At Osiyo.net, we believe in calling history what it is. For too long, the narrative has framed Tribal Nations as ‘wards’ of the state. The reality is much more complex and powerful. Today, three distinct, federally recognized Cherokee tribes—the Cherokee Nation, the Eastern Band of Cherokee Indians (EBCI), and the United Keetoowah Band of Cherokee Indians (UKB)—navigate a landscape of reserved rights that affect everything from healthcare to criminal jurisdiction.
Key Takeaways
- Treaties are the Supreme Law: Under Article VI of the U.S. Constitution, treaties are the highest law of the land, on par with the Constitution itself.
- Reserved Rights Doctrine: Tribes did not ‘receive’ rights from the U.S.; they reserved existing rights they never gave up.
- Trust Responsibility: The federal government has a legally enforceable fiduciary duty to protect tribal lands, assets, and resources.
- Three Sovereign Tribes: While sharing a common history, the Cherokee Nation, UKB, and EBCI are separate political entities with their own government structures.
- Independence: Osiyo.net is an independent platform and not an official government site for any of these nations.
The Legal Bedrock: The Marshall Trilogy
If you want to understand why Cherokee sovereignty looks the way it does today, you have to look at three Supreme Court cases from the 1820s and 30s known as the Marshall Trilogy. These cases defined the ‘domestic dependent nation’ status that still irritates and empowers tribal legal teams today.
1. Johnson v. M’Intosh (1823)
This is where the ‘Doctrine of Discovery’ reared its ugly head. The court claimed that while tribes had a right to occupy land, they didn’t ‘own’ it in the European sense because European ‘discovery’ gave the U.S. ultimate title. It was a colonial land grab dressed up in legalese, but it established the federal government—not individuals—as the only entity that could deal with tribes.
2. Cherokee Nation v. Georgia (1831)
Chief Justice John Marshall famously described tribes as ‘domestic dependent nations’ whose relationship to the U.S. resembles that of a ‘ward to his guardian.’ While that sounds patronizing (because it was), it also established the Federal Trust Responsibility. It meant the U.S. had a duty to protect the Cherokee from state interference.
3. Worcester v. Georgia (1832)
A huge win on paper, a tragedy in practice. The court ruled that Georgia’s state laws had no force within Cherokee boundaries. President Andrew Jackson famously ignored this, leading to the forced removal known as the Trail of Tears. However, the legal precedent stuck: Tribes are sovereign entities over which states have no inherent authority. Check out our stories section for more on this era.
“The Cherokee Nation, then, is a distinct community, occupying its own territory, with boundaries accurately described, in which the laws of Georgia can have no force.” — Chief Justice John Marshall, 1832
Distinguishing the Three Cherokee Tribes
Misconceptions often lead people to believe ‘The Cherokee’ are one monolithic group. In reality, treaty history and the aftermath of removal created three distinct sovereign governments. It is vital to understand these distinctions before exploring citizenship or tribal history.

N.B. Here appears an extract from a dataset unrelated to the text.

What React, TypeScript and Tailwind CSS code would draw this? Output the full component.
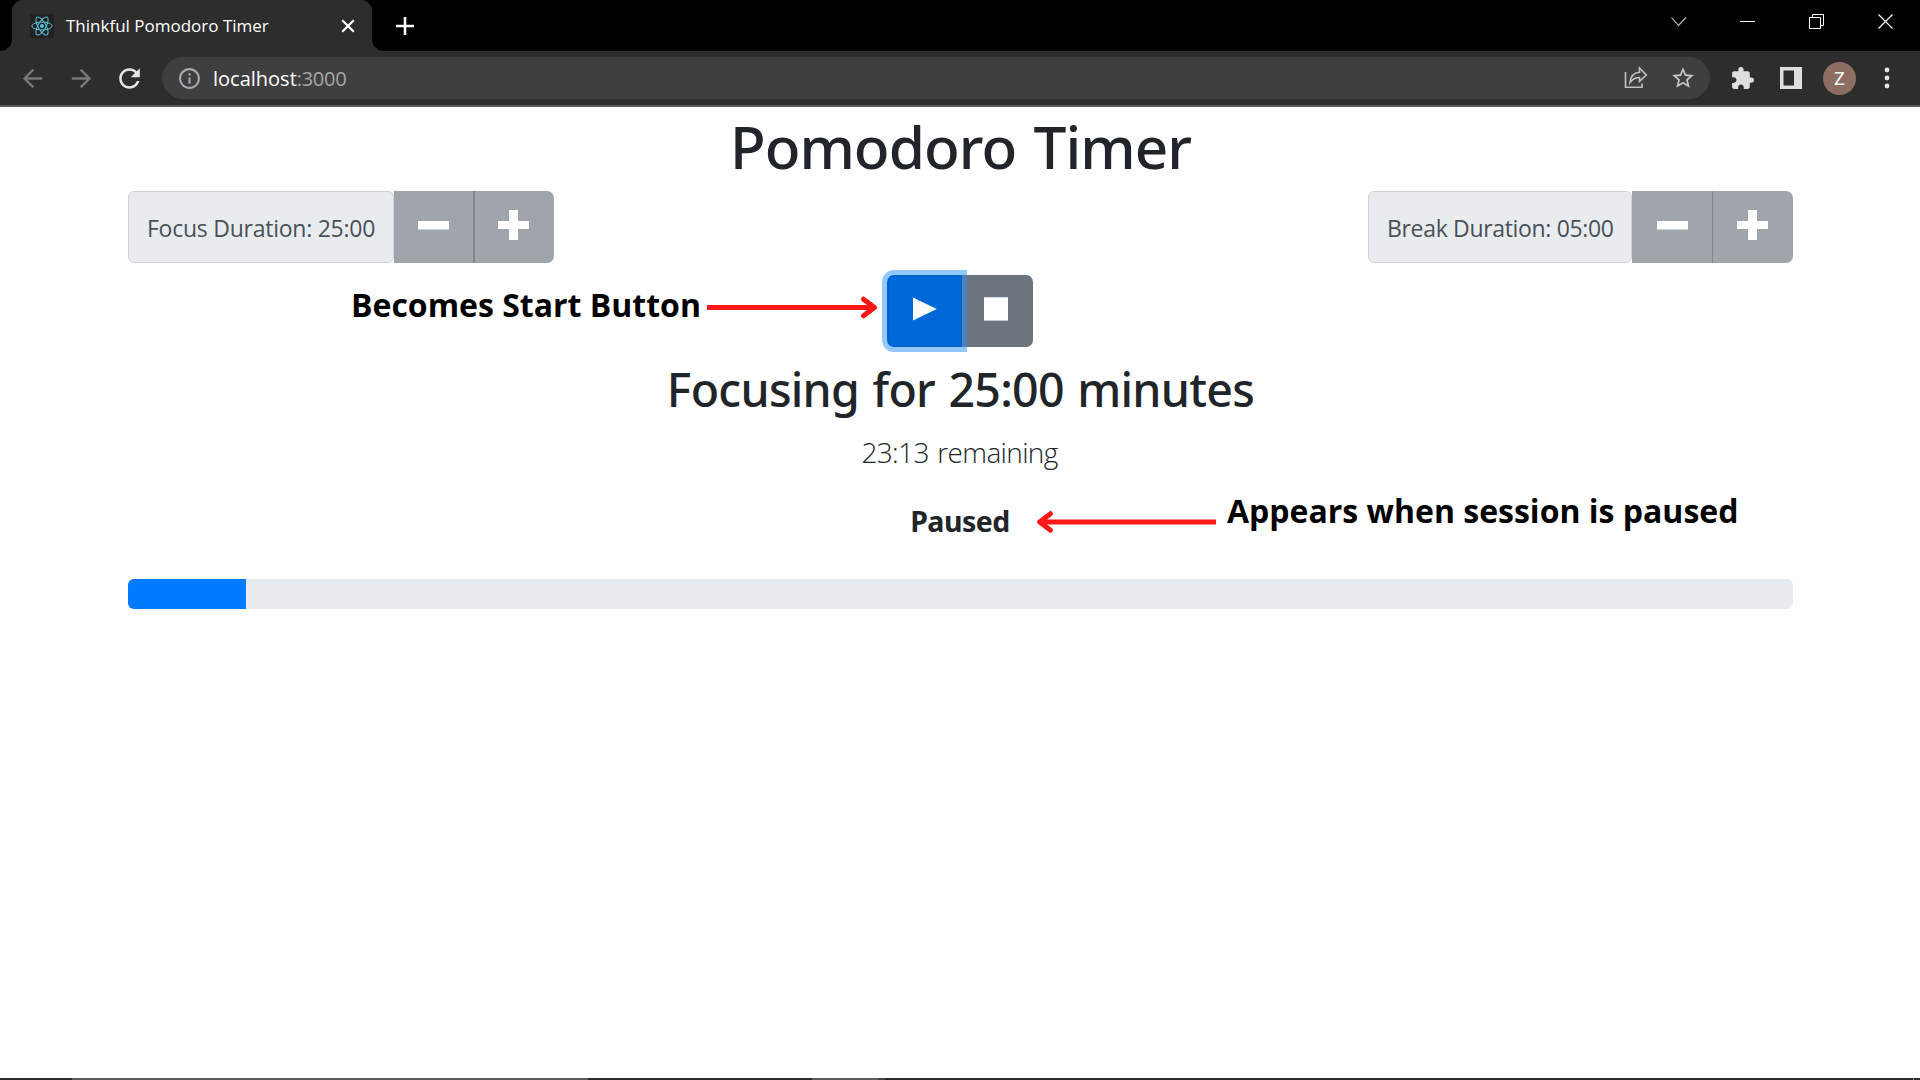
import React from "react";

const MD = {
  back: "M20 11H7.83l5.59-5.59L12 4l-8 8 8 8 1.41-1.41L7.83 13H20v-2z",
  forward: "M12 4l-1.41 1.41L16.17 11H4v2h12.17l-5.58 5.59L12 20l8-8z",
  refresh:
    "M17.65 6.35C16.2 4.9 14.21 4 12 4c-4.42 0-7.99 3.58-7.99 8s3.57 8 7.99 8c3.73 0 6.84-2.55 7.73-6h-2.08c-.82 2.33-3.04 4-5.65 4-3.31 0-6-2.69-6-6s2.69-6 6-6c1.66 0 3.14.69 4.22 1.78L13 11h7V4l-2.35 2.35z",
  info: "M11 7h2v2h-2zm0 4h2v6h-2zm1-9C6.48 2 2 6.48 2 12s4.48 10 10 10 10-4.48 10-10S17.52 2 12 2zm0 18c-4.41 0-8-3.59-8-8s3.59-8 8-8 8 3.59 8 8-3.59 8-8 8z",
  star: "M22 9.24l-7.19-.62L12 2 9.19 8.63 2 9.24l5.46 4.73L5.82 21 12 17.27 18.18 21l-1.63-7.03L22 9.24zM12 15.4l-3.76 2.27 1-4.28-3.32-2.88 4.38-.38L12 6.1l1.71 4.04 4.38.38-3.32 2.88 1 4.28L12 15.4z",
  puzzle:
    "M20.5 11H19V7c0-1.1-.9-2-2-2h-4V3.5a2.5 2.5 0 0 0-5 0V5H4c-1.1 0-1.99.9-1.99 2v3.8H3.5c1.49 0 2.7 1.21 2.7 2.7s-1.21 2.7-2.7 2.7H2V20c0 1.1.9 2 2 2h3.8v-1.5c0-1.49 1.21-2.7 2.7-2.7 1.49 0 2.7 1.21 2.7 2.7V22H17c1.1 0 2-.9 2-2v-4h1.5a2.5 2.5 0 0 0 0-5z",
};

function Icon({ d, className }: { d: string; className: string }) {
  return (
    <svg viewBox="0 0 24 24" fill="currentColor" className={`shrink-0 ${className}`}>
      <path d={d} />
    </svg>
  );
}

function TabStrip() {
  return (
    <div className="flex h-[51px] bg-black">
      <svg className="h-[51px] w-3 shrink-0" viewBox="0 0 12 51">
        <path d="M0 51H12V39A12 12 0 0 1 0 51Z" fill="#2d2d2d" />
      </svg>
      <div className="flex w-[360px] items-center rounded-t-[11px] bg-[#2d2d2d] pl-[18px] pr-[16px]">
        <svg className="size-6 shrink-0" viewBox="0 0 24 24">
          <rect width="24" height="24" rx="1.5" fill="#212121" />
          <g fill="none" stroke="#58c4dc" strokeWidth="1">
            <ellipse cx="12" cy="12" rx="10.2" ry="3.9" />
            <ellipse cx="12" cy="12" rx="10.2" ry="3.9" transform="rotate(60 12 12)" />
            <ellipse cx="12" cy="12" rx="10.2" ry="3.9" transform="rotate(120 12 12)" />
          </g>
          <circle cx="12" cy="12" r="2" fill="#58c4dc" />
        </svg>
        <span className="ml-3 whitespace-nowrap text-[17px] leading-6 text-white">
          Thinkful Pomodoro Timer
        </span>
        <svg className="ml-auto size-4 shrink-0" viewBox="0 0 16 16" stroke="#fff" strokeWidth="2.2">
          <path d="M2.2 2.2L13.8 13.8M13.8 2.2L2.2 13.8" />
        </svg>
      </div>
      <svg className="h-[51px] w-3 shrink-0" viewBox="0 0 12 51">
        <path d="M12 51H0V39A12 12 0 0 0 12 51Z" fill="#2d2d2d" />
      </svg>
      <svg className="ml-3 mt-[17px] size-[18px] shrink-0" viewBox="0 0 18 18" stroke="#fff" strokeWidth="2.6">
        <path d="M9 0V18M0 9H18" />
      </svg>
      <div className="ml-auto flex gap-[53px] pr-[26px] pt-[14px]">
        <svg className="size-[16px]" viewBox="0 0 16 16" fill="none" stroke="#c4c4c4" strokeWidth="1.1">
          <path d="M0.5 3.5L7.5 11.5L15 3.5" />
        </svg>
        <svg className="size-[16px]" viewBox="0 0 16 16" fill="#fff">
          <rect y="7" width="15" height="1" />
        </svg>
        <svg className="size-[16px]" viewBox="0 0 16 16" fill="none" stroke="#fff">
          <path d="M0.5 3.5H11.5V14.5H0.5ZM3.5 3.5V0.5H14.5V11.5H11.5" />
        </svg>
        <svg className="size-[16px]" viewBox="0 0 16 16" fill="none" stroke="#fff" strokeWidth="1.2">
          <path d="M0.5 0.5L14.5 14.5M14.5 0.5L0.5 14.5" />
        </svg>
      </div>
    </div>
  );
}

function Toolbar() {
  return (
    <div className="flex h-14 items-center border-b-2 border-[#585858] bg-[#2d2d2d] pl-[18px] pr-[20px]">
      <Icon d={MD.back} className="size-[29px] text-[#777777]" />
      <Icon d={MD.forward} className="ml-[20px] size-[29px] text-[#777777]" />
      <Icon d={MD.refresh} className="ml-[18px] size-[31px] text-[#e4e4e4]" />
      <div className="ml-[17px] flex h-[42px] w-[1548px] items-center rounded-full bg-[#3f3f3f] pl-[15px] pr-[14px]">
        <Icon d={MD.info} className="size-[25px] text-[#a6aab0]" />
        <span className="ml-[11px] pt-px text-[20px] leading-7 text-white">
          localhost<span className="tracking-[-0.3px] text-[#a6a6a6]">:3000</span>
        </span>
        <svg className="ml-auto size-6 shrink-0" viewBox="0 0 24 24" fill="none" stroke="#c2c2c2" strokeWidth="1.6">
          <path d="M1.5 6V21.2H18V17.5" />
          <path d="M6 16.5C6.5 10.5 10 6.8 15.5 6.3V2L22.3 9L15.5 15.3V11.5C11.5 11.5 8.5 13 6 16.5Z" />
        </svg>
        <Icon d={MD.star} className="ml-[22px] size-[26px] text-[#c6c6c6]" />
      </div>
      <Icon d={MD.puzzle} className="ml-[20px] size-[25px] text-[#dedede]" />
      <svg className="ml-[25px] size-[22px] shrink-0" viewBox="0 0 22 22">
        <path fillRule="evenodd" d="M0 0H22V22H0ZM3.5 3.5V18.5H14V3.5Z" fill="#dedede" />
      </svg>
      <div className="ml-[21px] flex size-[33px] shrink-0 items-center justify-center rounded-full bg-[#8d6e63] pt-px font-[Roboto,sans-serif] text-[18px] leading-none text-white">
        Z
      </div>
      <svg className="ml-auto h-[22px] w-[26px] shrink-0" viewBox="0 0 26 22" fill="#e4e4e4">
        <circle cx="13" cy="3" r="2.4" />
        <circle cx="13" cy="11" r="2.4" />
        <circle cx="13" cy="19" r="2.4" />
      </svg>
    </div>
  );
}

interface DurationControlProps {
  label: string;
  labelClass: string;
  minusClass: string;
  plusClass: string;
}

function DurationControl({ label, labelClass, minusClass, plusClass }: DurationControlProps) {
  return (
    <div className="flex h-[72px]">
      <div
        className={`flex items-center whitespace-nowrap rounded-[6px] border border-[#ced4da] bg-[#e9ecef] pl-[18px] pt-[3px] text-[23px] text-[#495057] ${labelClass}`}
      >
        {label}
      </div>
      <button className={`flex bg-[#9fa5aa] pt-[29.5px] ${minusClass}`}>
        <svg className="h-[9px] w-[31px]" viewBox="0 0 31 9" fill="#fff">
          <rect width="31" height="8.5" />
        </svg>
      </button>
      <button className={`flex rounded-r-[7px] border-[#80878e] bg-[#9fa5aa] pt-[19px] ${plusClass}`}>
        <svg className="h-[30px] w-[31px]" viewBox="0 0 31 30" fill="#fff">
          <path d="M11 0H20V11H31V19H20V30H11V19H0V11H11Z" />
        </svg>
      </button>
    </div>
  );
}

export default function App() {
  return (
    <div className="relative flex h-[1080px] w-[1920px] flex-col overflow-hidden bg-white font-['Open_Sans','Noto_Sans',sans-serif] text-[#212529]">
      <TabStrip />
      <Toolbar />
      <main className="flex flex-1 flex-col pl-32 pr-[127px]">
        <h1 className="mt-[3px] h-[81px] text-center font-['Noto_Sans',sans-serif] text-[58.5px] font-medium leading-[72px] tracking-[-0.95px] [word-spacing:3px]">
          Pomodoro Timer
        </h1>
        <div className="flex justify-between">
          <DurationControl
            label="Focus Duration: 25:00"
            labelClass="w-[266px] tracking-[-0.25px]"
            minusClass="w-[79px] pl-[24px]"
            plusClass="w-[81px] border-l-2 pl-[23px]"
          />
          <DurationControl
            label="Break Duration: 05:00"
            labelClass="w-[264px] tracking-[-0.33px]"
            minusClass="w-20 pl-[25px]"
            plusClass="w-[81px] border-l pl-[24px]"
          />
        </div>
        <div className="mt-3 ml-[759px] flex h-[72px]">
          <button className="z-10 flex w-[75px] justify-center rounded-l-[7px] border-2 border-[#0062cc] bg-[#0069d9] pt-[20px] shadow-[0_0_0_5px_rgba(38,143,255,0.5)]">
            <svg className="size-6" viewBox="0 0 24 24" fill="#fff">
              <path d="M0 0.5L23.7 12L0 23.5Z" />
            </svg>
          </button>
          <button className="-ml-px flex w-[72px] rounded-r-[7px] bg-[#6c757d] pl-[23px] pt-[22px]">
            <svg className="size-6" viewBox="0 0 24 24" fill="#fff">
              <rect y="0.3" width="24" height="23.3" />
            </svg>
          </button>
        </div>
        <h2 className="mt-[12px] text-center font-['Noto_Sans',sans-serif] text-[46.5px] font-medium leading-[60px] tracking-[-0.72px] [word-spacing:2px]">
          Focusing for 25:00 minutes
        </h2>
        <p className="mt-[9px] -ml-[2px] text-center text-[28px] font-light leading-[48px] tracking-[-0.65px] [word-spacing:2px]">
          23:13 remaining
        </p>
        <h5 className="mt-[27px] -ml-px text-center font-['Noto_Sans',sans-serif] text-[28.5px] font-bold leading-9 tracking-[-0.5px]">
          Paused
        </h5>
        <div className="mt-[40px] flex h-[30px] overflow-hidden rounded-[6px] bg-[#e9ecef]">
          <div className="w-[118px] bg-[#007bff]" />
        </div>
      </main>
      <footer className="flex h-0.5 bg-[#2d292a]">
        <div className="ml-[72px] w-[516px] bg-[#5e5b5b]" />
        <div className="ml-[224px] w-[66px] bg-[#5e5b5b]" />
        <div className="w-[7px] bg-[#454243]" />
        <div className="ml-auto mr-[6px] w-px bg-[#8a8888]" />
      </footer>

      <div className="absolute left-[351px] top-[283px] flex items-center text-[32px] font-bold leading-[44px] text-black">
        <span className="whitespace-nowrap">Becomes Start Button</span>
        <svg className="ml-[6px] mt-[4px] h-6 w-[172px]" viewBox="0 0 172 24" fill="none" stroke="#ff1616" strokeWidth="5">
          <path d="M0 12.5H166" />
          <path d="M156.5 4.2L167.5 12.5L156.5 20.8" strokeLinecap="round" strokeLinejoin="round" />
        </svg>
      </div>
      <div className="absolute left-[1036px] top-[489px] flex items-start text-[32px] font-bold leading-[44px] text-black">
        <svg className="mt-[21px] h-6 w-[180px]" viewBox="0 0 180 24" fill="none" stroke="#ff1616" strokeWidth="5">
          <path d="M6 12H180" />
          <path d="M14.5 3.7L3.7 12L14.5 20.3" strokeLinecap="round" strokeLinejoin="round" />
        </svg>
        <span className="ml-[11px] whitespace-nowrap">Appears when session is paused</span>
      </div>
    </div>
  );
}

| Tribe | Location | Historical Context |
|---|---|---|
| Cherokee Nation | Tahlequah, OK | The largest tribe; descendants of those who survived the Trail of Tears and the ‘Old Settlers’ who moved before removal. |
| Eastern Band of Cherokee Indians | Cherokee, NC | Descendants of Cherokees who remained in their ancestral homelands in the Smoky Mountains, eventually gaining federal recognition as a separate entity. |
| United Keetoowah Band (UKB) | Tahlequah, OK | Descendants of the ‘Old Settlers’ who maintained a distinct traditional and political identity, recognized under the Indian Reorganization Act. |
What is the Federal Trust Responsibility?
The Federal Trust Responsibility is a legally enforceable obligation on the part of the United States to protect tribal treaty rights, lands, assets, and resources, as well as a duty to carry out the mandates of federal law with respect to American Indian and Alaska Native tribes. According to the Bureau of Indian Affairs (BIA), this includes maintaining the assets held in trust for tribes and ensuring that tribal sovereignty is respected by state governments.
This isn’t ‘charity.’ It is a payment for the millions of acres of land ceded to the United States. When the U.S. funds the Indian Health Service (IHS) or provides grants for tribal education, it is fulfilling a debt. The edge here? The U.S. has a terrible track record of ‘mismanaging’ these trust funds, leading to massive settlements like the Cobell v. Salazar case.
Treaty Rights in the Modern Era
Treaties aren’t dusty relics. They are active documents. For the Cherokee Nation, the Treaty of 1866 is particularly vital. It reaffirmed the tribe’s land base in Oklahoma and established specific jurisdictional rights that were recently center-stage in the McGirt v. Oklahoma (and subsequently Sharp v. Murphy) discussions. While the Supreme Court’s decisions are evolving, the core principle remains: Treaty boundaries exist until Congress explicitly says otherwise.
Healthcare and Education
Treaty stipulations often included the provision of ‘civilization’ (as they called it then) which translates today to healthcare and education. For members of the Eastern Band of Cherokee Indians and others, these services are not socialistic programs—they are prepaid contractual obligations. If you are looking for specific opportunities within these sectors, remember they stem from these legal foundations.
Natural Resources and Hunting/Fishing
Many treaties reserved the right for tribal members to hunt and fish on ‘ceded lands’ or within original territories. While this varies greatly between the three tribes, the Reserved Rights Doctrine suggests that if a treaty didn’t explicitly give up a right (like the right to water or specific hunting grounds), the tribe still retains it. This is a major point of contention in modern environmental law.